Fun interview/questions. Def off the norm, hehe.

God...SUSHI.....*yummmmm* LOL

buffalodick said...

Your life is not complete until a bird shits on you...Once, walking my dog, she started to take a crap in the neighbor's yard.. I pushed her with my foot to keep moving, and she proceeded to shit on my foot...Note to self: Let dog crap, and then pick it up and put it in a baggie!

Jay said...

I don't think LL Cool J is an embarrassing crush at all. He's a pretty cool dude who is pretty smart and talented too. I think a crush on say, Andy Dick, would be more of the "I can't admit this publicly" type. LOL

I've heard of this "Mommy Wants Vodka" chick, but never read her blog. I think I was scared away by the "Mommy" in the blog title. ;-)

Shiny Rod said...

Ok, ok no applause! I'm back! That was great Dana. I am so laughing and on a Monday too! The bird poop stories never get old. I don't know of to many people that a bird hasn't pooped on and a few that Eagles need to take a dump on as well. Seagulls a such filthy disgusting creatures. Never take one to a romantic comedy, their laugh is just embarrasing. We are going have to get together sometime as I have such a love for sushi that I even wanted it to be it's own food group.

Schmoop said...

Cheese in a can is awesome. And to have you mention SPAM in the same breath? That made ME ejaculate. Cheers Dana!!

Anonymous said...

Cam doesn't like sushi?

More for me...I mean us!! :P

Cracked up over the 'shit head' incident. Too funny.

Dana said...

Vixen, she's not really a mommy blogger, but don't tell her I said that!

buffalodick, WooHoo! My life is now complete!

Jay, see now, I think any celebrity crush is embarrassing! Go visit Aunt Becky - I think you'll like her!

Dana said...

Shiny Rod, good to see you back! Another sushi partner? Looks like I should have admitted to my guilty pleasures soon!

Matt-Man, so happy that I could be your ejaculation helper!

Ashleigh, Cam had someone *cough*husband*cough* convince him that sushi is a bad thing, but since husband hasn't gotten to you ...

we're doomed said...

Nice questions, nice answers!

Evil Twin's Wife said...

Great answers! :-)

boo said...

Even though I don't consider it *food* I must admit that I enjoy cheese in a can. ^_^ I can go one better on the bird poop story... My sister's rat pooped in my mouth once. *gag* Don't ask...

Another Ordinary Girl said...

I have always had a thing for LL too! I think it's the lips!!! And if I lived closer, I would join you for sushi any day of the week. Jonathan doesn't like it either!

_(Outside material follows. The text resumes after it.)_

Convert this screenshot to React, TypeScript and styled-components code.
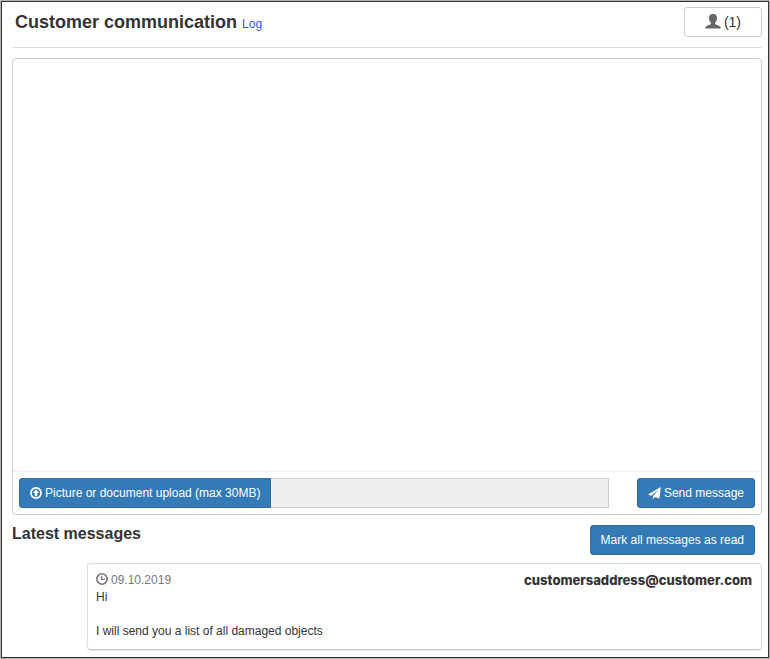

Vinny "Bond" Marini said...

Stands and applauds...

and the long-haul trucker thing...did not surprise me one bit...I can totally see you doing that

Real Live Lesbian said...

What fun!

Well did you? Ejaculate? lmfao!

Thanks for the laugh this morning!

Unknown said...

That is one hot man. I'd like to wrestle with HIM in a pool filled with jello. Yummy.

Aunt Becky said...

LL Cool J is hot as hell.

katherine. said...

The Teamster and I have friends who use to be long haul truckers...husband and wife. They both still drive big rigs, but not long haul.